One method is to define a retention metric, such as “user is active 7 days after signup.” You can then test if the new feature leads to better or worse 7-day retention. If your experiment reveals an immediate conversion lift but a subsequent retention drop, you might question the net benefit. You might also track the user’s lifetime value (LTV), which can be measured if you have a known monetization model. This gives a fuller picture of the feature’s real impact on your business.
How do you detect or correct for instrumentation or assignment bugs after the fact?
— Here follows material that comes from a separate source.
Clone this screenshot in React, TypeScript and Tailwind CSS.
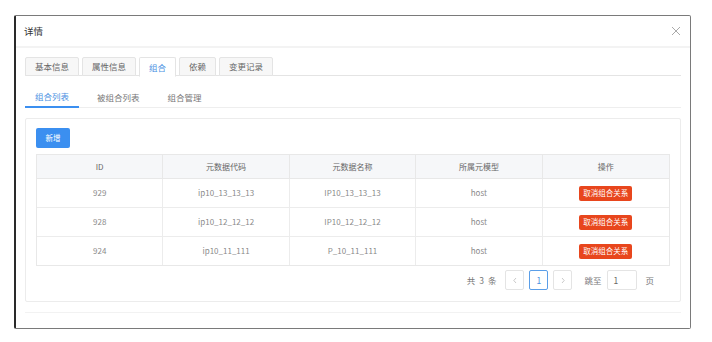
import React from "react";

const font = { fontFamily: '"Noto Sans CJK SC", "Noto Sans", sans-serif' };

const rows = [
  { id: "929", code: "ip10_13_13_13", name: "IP10_13_13_13", model: "host" },
  { id: "928", code: "ip10_12_12_12", name: "IP10_12_12_12", model: "host" },
  { id: "924", code: "ip10_11_111", name: "P_10_11_111", model: "host" },
];

const headers = ["ID", "元数据代码", "元数据名称", "所属元模型", "操作"];

export default function App() {
  return (
    <div className="w-[712px] h-[342px] bg-white overflow-hidden" style={font}>
      <div className="ml-[14px] mt-[15px] w-[677px] h-[314px] bg-white border border-[#7a7a7a] border-l-2 border-l-[#2a2a2a] rounded-[2px] flex flex-col">
        {/* header */}
        <div className="h-[32px] shrink-0 flex items-center justify-between pl-[8px] pr-[8px] border-b-2 border-[#f3f3f3]">
          <span className="text-[9.5px] text-[#333]">详情</span>
          <svg width="10" height="10" viewBox="0 0 10 10" className="mr-[1px]">
            <path d="M1 1 L9 9 M9 1 L1 9" stroke="#aaa" strokeWidth="1" />
          </svg>
        </div>
        {/* body */}
        <div className="flex-1 px-[9px] pt-[9px] flex flex-col">
          {/* card tabs */}
          <div className="flex gap-[3px] border-b border-[#e4e4e4] h-[19px]">
            {["基本信息", "属性信息", "组合", "依赖", "变更记录"].map((t) => {
              const active = t === "组合";
              return (
                <div
                  key={t}
                  className={
                    active
                      ? "px-[9px] h-[20px] flex items-center text-[8.5px] text-[#4a90e2] bg-white border border-[#e4e4e4] border-b-white rounded-t-[2px]"
                      : "px-[9px] h-[19px] flex items-center text-[8.5px] text-[#666] bg-[#f7f7f7] border border-[#e4e4e4] rounded-t-[2px]"
                  }
                >
                  {t}
                </div>
              );
            })}
          </div>
          {/* sub tabs */}
          <div className="mt-[10px] flex gap-[8px] border-b border-[#eeeeee] h-[22px]">
            {["组合列表", "被组合列表", "组合管理"].map((t, i) => (
              <div
                key={t}
                className={
                  i === 0
                    ? "px-[10px] h-[22px] flex items-center text-[8.5px] text-[#4a90e2] border-b-2 border-[#3b8ff0]"
                    : "px-[10px] h-[22px] flex items-center text-[8.5px] text-[#777]"
                }
              >
                {t}
              </div>
            ))}
          </div>
          {/* card */}
          <div className="mt-[10px] h-[184px] border border-[#ececec] rounded-[2px] px-[10px] pt-[9px]">
            <button className="w-[34px] h-[20px] rounded-[2px] bg-[#3b8ff0] text-white text-[7.5px] flex items-center justify-center">
              新增
            </button>
            <div className="mt-[6px] border border-[#e8e8e8] text-[8px] text-[#8a8a8a]">
              <div className="grid grid-cols-5 h-[24px] bg-[#f6f7f9] border-b border-[#e8e8e8]">
                {headers.map((h, i) => (
                  <div
                    key={h}
                    className={
                      "flex items-center justify-center text-[#666] " +
                      (i < 4 ? "border-r border-[#e8e8e8]" : "")
                    }
                  >
                    {h}
                  </div>
                ))}
              </div>
              {rows.map((r, ri) => (
                <div
                  key={r.id}
                  className={
                    ri < 2
                      ? "grid grid-cols-5 h-[29px] border-b border-[#ececec]"
                      : "grid grid-cols-5 h-[28px]"
                  }
                >
                  <div className="flex items-center justify-center border-r border-[#ececec]">{r.id}</div>
                  <div className="flex items-center justify-center border-r border-[#ececec]">{r.code}</div>
                  <div className="flex items-center justify-center border-r border-[#ececec]">{r.name}</div>
                  <div className="flex items-center justify-center border-r border-[#ececec]">{r.model}</div>
                  <div className="flex items-center justify-center">
                    <span className="h-[15px] px-[4px] rounded-[2px] bg-[#e8461d] text-white text-[7.5px] flex items-center">
                      取消组合关系
                    </span>
                  </div>
                </div>
              ))}
            </div>
            {/* pagination */}
            <div className="mt-[4px] h-[20px] flex items-center justify-end pr-[16px] text-[8.5px] text-[#777]">
              <span className="mr-[9px] flex gap-[4px]">
                <span>共</span>
                <span>3</span>
                <span>条</span>
              </span>
              <span className="w-[19px] h-[20px] border border-[#e4e4e4] rounded-[2px] flex items-center justify-center">
                <svg width="6" height="7" viewBox="0 0 6 7">
                  <path d="M4 1 L1.8 3.5 L4 6" stroke="#bbb" strokeWidth="0.8" fill="none" />
                </svg>
              </span>
              <span className="ml-[5px] w-[19px] h-[20px] border border-[#5a9ee8] rounded-[2px] flex items-center justify-center text-[#4a90e2]">
                1
              </span>
              <span className="ml-[5px] w-[19px] h-[20px] border border-[#e4e4e4] rounded-[2px] flex items-center justify-center">
                <svg width="6" height="7" viewBox="0 0 6 7">
                  <path d="M2 1 L4.2 3.5 L2 6" stroke="#bbb" strokeWidth="0.8" fill="none" />
                </svg>
              </span>
              <span className="ml-[12px]">跳至</span>
              <span className="ml-[6px] w-[30px] h-[20px] border border-[#e4e4e4] rounded-[2px] flex items-center pl-[5px] text-[#666]">
                1
              </span>
              <span className="ml-[8px]">页</span>
            </div>
          </div>
          <div className="mt-[10px] border-t border-[#f2f2f2] flex-1" />
        </div>
      </div>
    </div>
  );
}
It’s not uncommon to discover mid-experiment that, for example, 10% of the treatment users were never shown the new feature or that the random assignment logic was flawed. You can attempt to do an “as-treated” analysis, restricting the data to users who definitely saw the feature. However, this can break randomization if the subset is systematically different. An alternative approach is an “intent-to-treat” analysis, acknowledging that some portion of assigned users did not receive the correct exposure. This might reduce the observed effect size.
If the bug is serious enough, you might discard the entire data set and restart the experiment properly. In some cases, you can do partial corrections by removing obviously impacted user sessions, but be very transparent about the potential biases introduced. In high-stakes decisions, repeated testing or multiple lines of evidence (e.g., multiple regions or subgroups) can bolster confidence.
How do you finalize the experiment without explicit introduction or conclusion?
Once all the data is collected, you compile your findings: the difference in signup rates, confidence intervals, p-values, potential segment insights, and any secondary metrics (e.g., retention, user satisfaction). You present them to stakeholders, typically in a results document or dashboard. Based on the significance and practical relevance of the changes in signups, plus any cost or product considerations, you make a go/no-go decision on rolling out the new feature. Then the experiment is considered complete.